— А вы разве не знали? — удивилась Галка. — Профессор сам строил этот аквариум. Он и здесь директор. Это у нас одно из самых доходных предприятий в городе.
— Как это так? — в свою очередь удивился я.
— Город только еще начали восстанавливать после войны, когда профессор создал проект аквариума. Многие считали, что это утопия, но профессора поддержал секретарь обкома. А энтузиастов-строителей хватило с лихвой.
Так постепенно открывались для меня все новые грани необычной биографии Помониса…
Однажды теплым вечером, после работы, очутились мы с Адрианом на пляже. Я уже успел подружиться с этим умным и славным малым, у которого странно сочетались серьезность и обширность познаний с мальчишеством, глубокая любовь и уважение к своему учителю с желанием его разыгрывать и посмеиваться над ним.
Вдоволь накупавшись, мы лежали на мохнатых полотенцах, лениво перебрасываясь ничего не значащими фразами. Наконец я решился. Пересказал странную речь, с которой обратился ко мне швейцар музея, и спросил:
— Что все это значит?
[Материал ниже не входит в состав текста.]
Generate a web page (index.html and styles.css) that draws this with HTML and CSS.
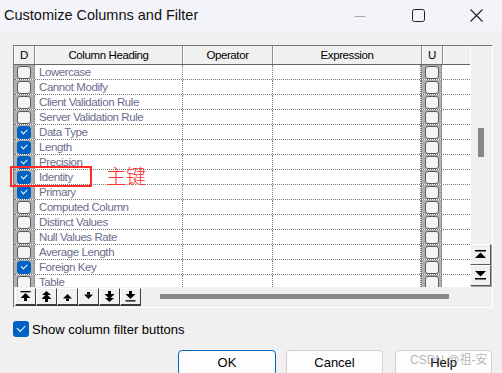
FILE: index.html
```html
<!DOCTYPE html>
<html>
<head>
<meta charset="utf-8">
<link rel="stylesheet" href="styles.css">
</head>
<body>
<div class="titlebar">
  <div class="title">Customize Columns and Filter</div>
  <div class="ctl"><svg width="12" height="12" viewBox="0 0 12 12"><line x1="0.5" y1="6.5" x2="11.5" y2="6.5" stroke="#a8a8a8" stroke-width="1"/></svg></div>
  <div class="ctl"><svg width="13" height="13" viewBox="0 0 13 13"><rect x="0.5" y="0.5" width="12" height="12" rx="2" fill="none" stroke="#1e1e1e" stroke-width="1"/></svg></div>
  <div class="ctl last"><svg width="13" height="13" viewBox="0 0 13 13"><path d="M0.5 0.5 L12.5 12.5 M12.5 0.5 L0.5 12.5" stroke="#1e1e1e" stroke-width="1.1"/></svg></div>
</div>

<div class="content">
  <div class="frame">
    <div class="main">
      <div class="grid">
        <div class="hrow">
          <div class="hc c-d">D</div>
          <div class="hc c-h">Column Heading</div>
          <div class="hc c-o">Operator</div>
          <div class="hc c-e">Expression</div>
          <div class="hc c-u">U</div>
          <div class="hc c-r"></div>
        </div>
        <div class="rows">
          <div class="row"><div class="c c-d g"><span class="cb"></span></div><div class="c c-h">Lowercase</div><div class="c c-o"></div><div class="c c-e"></div><div class="c c-u g"><span class="cb"></span></div><div class="c c-r"></div></div>
          <div class="row"><div class="c c-d g"><span class="cb"></span></div><div class="c c-h">Cannot Modify</div><div class="c c-o"></div><div class="c c-e"></div><div class="c c-u g"><span class="cb"></span></div><div class="c c-r"></div></div>
          <div class="row"><div class="c c-d g"><span class="cb"></span></div><div class="c c-h">Client Validation Rule</div><div class="c c-o"></div><div class="c c-e"></div><div class="c c-u g"><span class="cb"></span></div><div class="c c-r"></div></div>
          <div class="row"><div class="c c-d g"><span class="cb"></span></div><div class="c c-h">Server Validation Rule</div><div class="c c-o"></div><div class="c c-e"></div><div class="c c-u g"><span class="cb"></span></div><div class="c c-r"></div></div>
          <div class="row"><div class="c c-d g"><span class="cb on"></span></div><div class="c c-h">Data Type</div><div class="c c-o"></div><div class="c c-e"></div><div class="c c-u g"><span class="cb"></span></div><div class="c c-r"></div></div>
          <div class="row"><div class="c c-d g"><span class="cb on"></span></div><div class="c c-h">Length</div><div class="c c-o"></div><div class="c c-e"></div><div class="c c-u g"><span class="cb"></span></div><div class="c c-r"></div></div>
          <div class="row"><div class="c c-d g"><span class="cb on"></span></div><div class="c c-h">Precision</div><div class="c c-o"></div><div class="c c-e"></div><div class="c c-u g"><span class="cb"></span></div><div class="c c-r"></div></div>
          <div class="row"><div class="c c-d g"><span class="cb on"></span></div><div class="c c-h">Identity</div><div class="c c-o"></div><div class="c c-e"></div><div class="c c-u g"><span class="cb"></span></div><div class="c c-r"></div></div>
          <div class="row"><div class="c c-d g"><span class="cb on"></span></div><div class="c c-h">Primary</div><div class="c c-o"></div><div class="c c-e"></div><div class="c c-u g"><span class="cb"></span></div><div class="c c-r"></div></div>
          <div class="row"><div class="c c-d g"><span class="cb"></span></div><div class="c c-h">Computed Column</div><div class="c c-o"></div><div class="c c-e"></div><div class="c c-u g"><span class="cb"></span></div><div class="c c-r"></div></div>
          <div class="row"><div class="c c-d g"><span class="cb"></span></div><div class="c c-h">Distinct Values</div><div class="c c-o"></div><div class="c c-e"></div><div class="c c-u g"><span class="cb"></span></div><div class="c c-r"></div></div>
          <div class="row"><div class="c c-d g"><span class="cb"></span></div><div class="c c-h">Null Values Rate</div><div class="c c-o"></div><div class="c c-e"></div><div class="c c-u g"><span class="cb"></span></div><div class="c c-r"></div></div>
          <div class="row"><div class="c c-d g"><span class="cb"></span></div><div class="c c-h">Average Length</div><div class="c c-o"></div><div class="c c-e"></div><div class="c c-u g"><span class="cb"></span></div><div class="c c-r"></div></div>
          <div class="row"><div class="c c-d g"><span class="cb on"></span></div><div class="c c-h">Foreign Key</div><div class="c c-o"></div><div class="c c-e"></div><div class="c c-u g"><span class="cb"></span></div><div class="c c-r"></div></div>
          <div class="row"><div class="c c-d g"><span class="cb"></span></div><div class="c c-h">Table</div><div class="c c-o"></div><div class="c c-e"></div><div class="c c-u g"><span class="cb"></span></div><div class="c c-r"></div></div>
        </div>
      </div>
      <div class="vbar">
        <div class="track"><div class="vthumb"></div></div>
        <div class="vbtn"><svg width="11" height="9" viewBox="0 0 11 9"><rect x="0" y="0" width="11" height="1.5" fill="#000"/><polygon points="5.5,2.5 11,8 0,8" fill="#000"/></svg></div>
        <div class="vbtn"><svg width="11" height="9" viewBox="0 0 11 9"><polygon points="0,0 11,0 5.5,5.5" fill="#000"/><rect x="0" y="7" width="11" height="1.5" fill="#000"/></svg></div>
      </div>
    </div>
    <div class="hbar">
      <div class="tools">
        <div class="tb"><svg width="11" height="11" viewBox="0 0 11 11"><rect x="0.5" y="0" width="10" height="1.3" fill="#000"/><polygon points="5.5,2 10.5,7 0.5,7" fill="#000"/><rect x="4" y="7" width="3" height="3" fill="#000"/></svg></div>
        <div class="tb"><svg width="11" height="11" viewBox="0 0 11 11"><polygon points="5.5,0 10,4 1,4" fill="#000"/><polygon points="5.5,3 10.5,8 0.5,8" fill="#000"/><rect x="4" y="8" width="3" height="3" fill="#000"/></svg></div>
        <div class="tb"><svg width="11" height="11" viewBox="0 0 11 11"><polygon points="5.5,3 10,7.5 1,7.5" fill="#000"/><rect x="4" y="7.5" width="3" height="2.5" fill="#000"/></svg></div>
        <div class="tb"><svg width="11" height="11" viewBox="0 0 11 11"><rect x="4" y="1" width="3" height="2.5" fill="#000"/><polygon points="1,3.5 10,3.5 5.5,8" fill="#000"/></svg></div>
        <div class="tb"><svg width="11" height="11" viewBox="0 0 11 11"><rect x="4" y="0" width="3" height="3" fill="#000"/><polygon points="0.5,3 10.5,3 5.5,8" fill="#000"/><polygon points="1,7 10,7 5.5,11" fill="#000"/></svg></div>
        <div class="tb"><svg width="11" height="11" viewBox="0 0 11 11"><rect x="4" y="0" width="3" height="3" fill="#000"/><polygon points="0.5,3 10.5,3 5.5,8" fill="#000"/><rect x="0.5" y="9.2" width="10" height="1.3" fill="#000"/></svg></div>
      </div>
      <div class="hthumb"></div>
    </div>
  </div>

  <div class="showrow">
    <span class="bigcb"></span>
    <span class="showlabel">Show column filter buttons</span>
  </div>

  <div class="buttons">
    <div class="btn ok">OK</div>
    <div class="btn cancel">Cancel</div>
    <div class="btn help">Help</div>
  </div>
</div>

<div class="redbox"></div>
<div class="note">主键</div>
<div class="watermark">CSDN @祖-安</div>
</body>
</html>
```

FILE: styles.css
```css
html, body {
  margin: 0;
  padding: 0;
}
body {
  width: 502px;
  height: 373px;
  overflow: hidden;
  background: #f0f0f0;
  font-family: "Liberation Sans", Arial, sans-serif;
  position: relative;
}

/* title bar */
.titlebar {
  height: 31px;
  background: #f3f4f9;
  display: flex;
  align-items: center;
}
.title {
  flex: 1;
  padding-left: 4px;
  font-size: 14.5px;
  line-height: 31px;
  color: #111;
}
.ctl {
  width: 58px;
  height: 31px;
  display: flex;
  align-items: center;
  justify-content: center;
}
.ctl.last {
  margin-right: -3px;
}

/* content */
.content {
  padding: 14px 0 0 13px;
}
.frame {
  width: 480px;
  height: 263px;
  box-sizing: border-box;
  border: 1px solid;
  border-color: #7a7a7a #ffffff #ffffff #7a7a7a;
  display: flex;
  flex-direction: column;
}
.main {
  display: flex;
  height: 241px;
}
.grid {
  width: 456px;
  background: #ffffff;
  display: flex;
  flex-direction: column;
  overflow: hidden;
}
.hrow {
  display: flex;
  height: 18px;
  background: #f0f0f0;
  border-bottom: 1px solid #646464;
  flex: none;
}
.hc {
  box-sizing: border-box;
  font-size: 11.5px;
  letter-spacing: -0.4px;
  line-height: 19px;
  text-align: center;
  color: #000;
  border-right: 1px solid #8c8c8c;
  box-shadow: inset 1px 0 #ffffff;
}
.hc.c-r {
  border-right: none;
}
.c-d { width: 21px; }
.c-h { width: 148px; }
.c-o { width: 90px; }
.c-e { width: 149px; }
.c-u { width: 21px; }
.c-r { width: 27px; }

.rows {
  flex: 1;
  overflow: hidden;
}
.row {
  display: flex;
  height: 15px;
  box-sizing: border-box;
  border-bottom: 1px dotted #7c7c7c;
}
.c {
  box-sizing: border-box;
  height: 14px;
  border-right: 1px dotted #7c7c7c;
  font-size: 11.5px;
  letter-spacing: -0.42px;
  line-height: 15px;
  color: #6c6c8c;
  white-space: nowrap;
  overflow: hidden;
}
.c.c-h {
  padding-left: 4px;
}
.c.c-r {
  border-right: none;
}
.c.g {
  background: #b0b0b0;
  display: flex;
  justify-content: center;
  align-items: center;
}
.c.c-u.g {
  border-left: 1px dotted #7c7c7c;
}
.c.c-u {
  width: 21px;
}
.c.c-e {
  width: 148px;
}
.cb {
  width: 12px;
  height: 11px;
  border: 1px solid #5c5c5c;
  border-radius: 3px;
  background: #f4f4f4;
  position: relative;
  margin-top: 1px;
}
.cb.on {
  background: #0063c4;
  border-color: #0063c4;
}
.cb.on::after {
  content: "";
  position: absolute;
  left: 3px;
  top: 2px;
  width: 5px;
  height: 2.5px;
  border-left: 1px solid #fff;
  border-bottom: 1px solid #fff;
  transform: rotate(-45deg);
}

/* vertical scrollbar */
.vbar {
  width: 22px;
  display: flex;
  flex-direction: column;
  background: #f0f0f0;
  border-left: 1px solid #ffffff;
  box-sizing: border-box;
}
.track {
  height: 198px;
  flex: none;
}
.vthumb {
  margin: 82px 0 0 7px;
  width: 6px;
  height: 29px;
  background: #878787;
}
.vbtn {
  width: 21px;
  height: 21px;
  margin-left: -1px;
  box-sizing: border-box;
  border: 1px solid;
  border-color: #ffffff #5a5a5a #5a5a5a #ffffff;
  box-shadow: 1px 1px 0 #a0a0a0;
  background: #f0f0f0;
  display: flex;
  align-items: center;
  justify-content: center;
}

/* bottom strip */
.hbar {
  height: 20px;
  display: flex;
  background: #f0f0f0;
}
.tools {
  display: flex;
  margin-left: 1px;
  margin-top: 1px;
}
.tb {
  width: 21px;
  height: 18px;
  box-sizing: border-box;
  border: 1px solid;
  border-color: #ffffff #3c3c3c #3c3c3c #ffffff;
  border-bottom-width: 2px;
  background: #f0f0f0;
  display: flex;
  align-items: center;
  justify-content: center;
}
.hthumb {
  margin: 7px 0 0 19px;
  width: 289px;
  height: 5px;
  background: #878787;
}

/* show filter checkbox */
.showrow {
  display: flex;
  align-items: center;
  margin-top: 13px;
  height: 16px;
}
.bigcb {
  width: 16px;
  height: 16px;
  border-radius: 3px;
  background: #0063c4;
  position: relative;
  flex: none;
}
.bigcb::after {
  content: "";
  position: absolute;
  left: 4px;
  top: 4px;
  width: 7px;
  height: 3.5px;
  border-left: 1.2px solid #fff;
  border-bottom: 1.2px solid #fff;
  transform: rotate(-45deg);
}
.showlabel {
  margin-left: 3px;
  font-size: 13px;
  line-height: 16px;
  color: #000;
  padding-top: 1px;
}

/* dialog buttons */
.buttons {
  display: flex;
  margin-top: 13px;
  padding-left: 165px;
}
.btn {
  height: 26px;
  box-sizing: border-box;
  border: 1px solid #d0d0d0;
  border-radius: 4px;
  background: #fdfdfd;
  font-size: 13px;
  line-height: 16px;
  padding-top: 4px;
  text-align: center;
  color: #000;
}
.btn.ok {
  width: 98px;
  border-color: #0067c0;
}
.btn.cancel {
  width: 97px;
  margin-left: 10px;
}
.btn.help {
  width: 97px;
  margin-left: 12px;
}

/* annotations */
.redbox {
  position: absolute;
  left: 10px;
  top: 166px;
  width: 82px;
  height: 21px;
  box-sizing: border-box;
  border: 2px solid #ff2b2b;
}
.note {
  position: absolute;
  left: 106px;
  top: 163px;
  font-family: "Noto Sans CJK SC", sans-serif;
  font-weight: 300;
  font-size: 20px;
  line-height: 26px;
  color: #ff3030;
}
.watermark {
  position: absolute;
  left: 410px;
  top: 353px;
  font-family: "Liberation Sans", "Noto Sans CJK SC", sans-serif;
  font-size: 12px;
  line-height: 14px;
  color: rgba(120, 120, 120, 0.55);
}
```
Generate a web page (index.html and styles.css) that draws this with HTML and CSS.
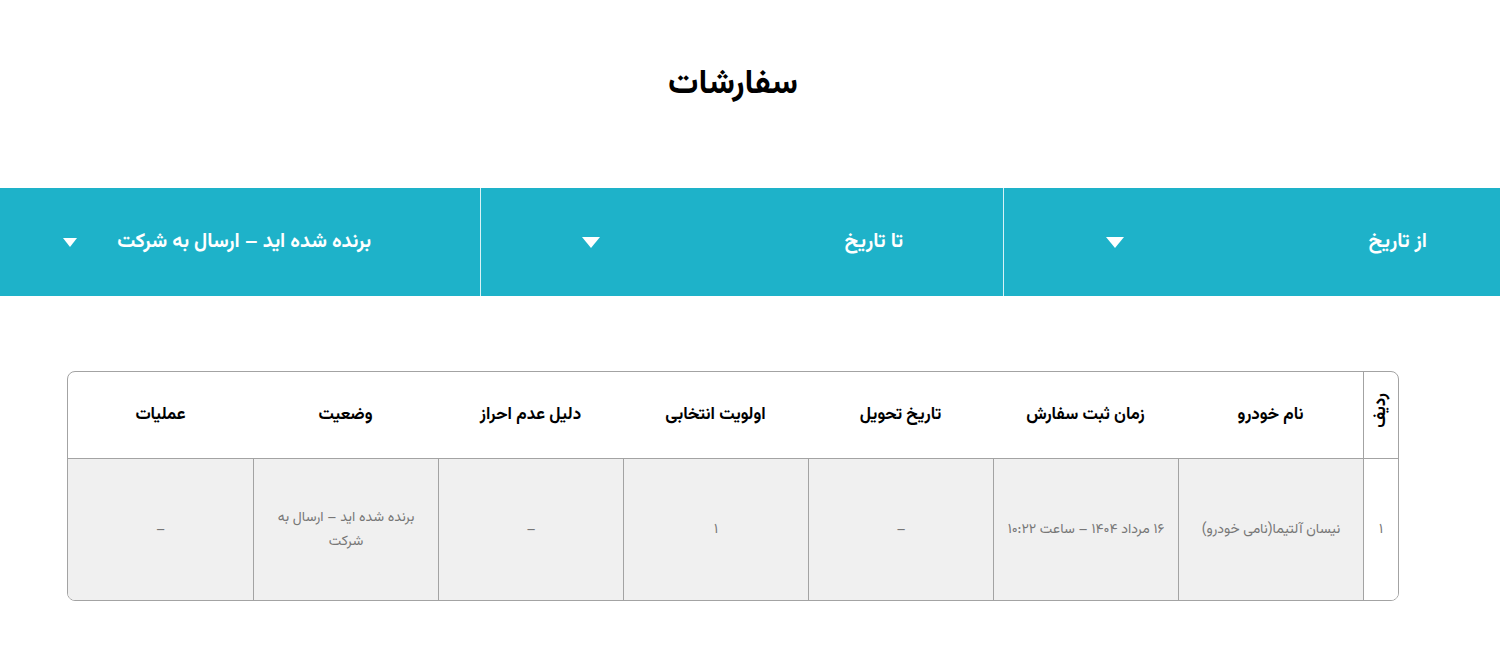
FILE: index.html
```html
<!DOCTYPE html>
<html lang="fa" dir="rtl">
<head>
    <meta charset="UTF-8">
    <meta name="viewport" content="width=device-width, initial-scale=1.0">
    <title>سفارشات</title>
    <link rel="stylesheet" href="styles.css">
</head>
<body>
    <h1 class="page-title">سفارشات</h1>

    <div class="filters">
        <div class="filter filter-from">
            <span class="filter-label">از تاریخ</span>
            <span class="caret"></span>
        </div>
        <div class="filter filter-to">
            <span class="filter-label">تا تاریخ</span>
            <span class="caret"></span>
        </div>
        <div class="filter filter-status">
            <span class="filter-label">برنده شده اید – ارسال به شرکت</span>
            <span class="caret caret-small"></span>
        </div>
    </div>

    <div class="container">
        <table class="orders">
            <colgroup>
                <col class="col-num">
                <col><col><col><col><col><col><col>
            </colgroup>
            <thead>
                <tr>
                    <th class="num"><span class="vertical">ردیف</span></th>
                    <th>نام خودرو</th>
                    <th>زمان ثبت سفارش</th>
                    <th>تاریخ تحویل</th>
                    <th>اولویت انتخابی</th>
                    <th>دلیل عدم احراز</th>
                    <th>وضعیت</th>
                    <th>عملیات</th>
                </tr>
            </thead>
            <tbody>
                <tr>
                    <td class="num">۱</td>
                    <td>نیسان آلتیما(نامی خودرو)</td>
                    <td>۱۶ مرداد ۱۴۰۴ – ساعت ۱۰:۲۲</td>
                    <td>–</td>
                    <td>۱</td>
                    <td>–</td>
                    <td>برنده شده اید – ارسال به شرکت</td>
                    <td>–</td>
                </tr>
            </tbody>
        </table>
    </div>
</body>
</html>
```

FILE: styles.css
```css
body {
    font-family: "Vazirmatn", "Noto Sans Arabic", "DejaVu Sans", sans-serif;
    margin: 0;
    padding: 0;
    background-color: #fff;
    color: #000;
}
.page-title {
    margin: 0;
    padding: 63px 34px 0 0;
    height: 188px;
    box-sizing: border-box;
    text-align: center;
    font-size: 34px;
    font-weight: bold;
    line-height: 44px;
}
.filters {
    display: grid;
    grid-template-columns: 497px 523px 480px;
    height: 108px;
    background: #1eb2c9;
    color: #fff;
}
.filter {
    display: flex;
    align-items: center;
    justify-content: space-between;
    border-left: 1px solid #d8f2f6;
    font-weight: bold;
    font-size: 20px;
}
.filter:last-child {
    border-left: none;
}
.filter-from {
    padding: 0 73px 0 102px;
}
.filter-to {
    padding: 0 100px 0 101px;
}
.filter-status {
    padding: 0 109px 0 63px;
}
.caret {
    width: 0;
    height: 0;
    border-left: 9px solid transparent;
    border-right: 9px solid transparent;
    border-top: 11px solid #fff;
}
.caret-small {
    border-left-width: 7px;
    border-right-width: 7px;
    border-top-width: 9px;
}
.container {
    padding: 75px 101px 0 67px;
}
.orders {
    table-layout: fixed;
    border-collapse: separate;
    border-spacing: 0;
    border: 1px solid #a3a3a3;
    border-radius: 8px;
    overflow: hidden;
}
.orders col {
    width: 185px;
}
.orders col.col-num {
    width: 35px;
}
.orders th {
    height: 86px;
    padding: 0 8px;
    font-size: 17px;
    font-weight: bold;
    border-bottom: 1px solid #a3a3a3;
}
.orders th.num {
    padding: 0;
    border-left: 1px solid #a3a3a3;
}
.vertical {
    display: inline-block;
    writing-mode: vertical-rl;
    transform: rotate(180deg);
}
.orders td {
    height: 141px;
    padding: 0 10px;
    text-align: center;
    font-size: 14px;
    line-height: 24px;
    color: #777;
    background: #f0f0f0;
    border-left: 1px solid #a3a3a3;
}
.orders td:last-child {
    border-left: none;
}
.orders td.num {
    background: #fff;
    padding: 0;
}
```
Этот старик, швейцар, он что, не совсем?..
— Нет, нет, — рассмеялся Адриан, — со швейцаром все в порядке. Это профессор не совсем, а вернее, совсем не укладывается в прежние нормы.
— Что это значит?
— Он действительно был помещиком. Какие-то далекие предки его — выходцы из Греции — издавна поселились здесь и постепенно прибрали к рукам обширные угодья. Так что он с самого рождения стал одним из крупных придунайских землевладельцев. Вдруг в начале тридцатых годов он без всяких видимых причин роздал все свои земли крестьянам.
— А каковы же были причины?
— Видите, — улыбнулся Адриан, — профессор все объясняет своим увлечением терракотовыми статуэтками. Дескать, они его научили добру, справедливости, бесстрашию и еще множеству всяких качеств. Только на самом-то деле тут, конечно, обратная связь.
Я не понял, что собственно хотел этим сказать Адриан, но промолчал, чтобы не прерывать столь интересного для меня рассказа.
— Во всяком случае, — продолжал Адриан, — дело это получило широкую огласку. О нем говорили, говорили по-разному не только в нашем крае, а даже в самой столице. Многие не одобряли действий профессора, а один из министров реакционного правительства, стоявшего тогда у власти, даже назвал его большевиком. Так что швейцар сказал правду.
— А что же было потом?
— Подождите. Профессор тогда же предпринял еще один шаг. Он прошел почти незамеченным, но имел важные последствия. Профессор в столичном университете учредил три стипендии для крестьянских детей, выходцев из этой области. Между прочим, среди людей, которые благодаря ему получили образование, и нынешний секретарь обкома партии.
— Ну и как? Помогает вам это? — полюбопытствовал я.
— Да как сказать… У нас в городе вообще очень многие любят профессора и стараются нам помочь. Вот когда строили музей, то тут сотни людей добровольно и бесплатно помогали нам.
— А вы что же, сами своими руками здание музея строили? — удивился я.
— Да, конечно, — как о чем-то само собой разумеющемся ответил Адриан, — Сами строили, сами собирали экспонаты, теперь сами ведем раскопки. Но нам очень многие люди помогают.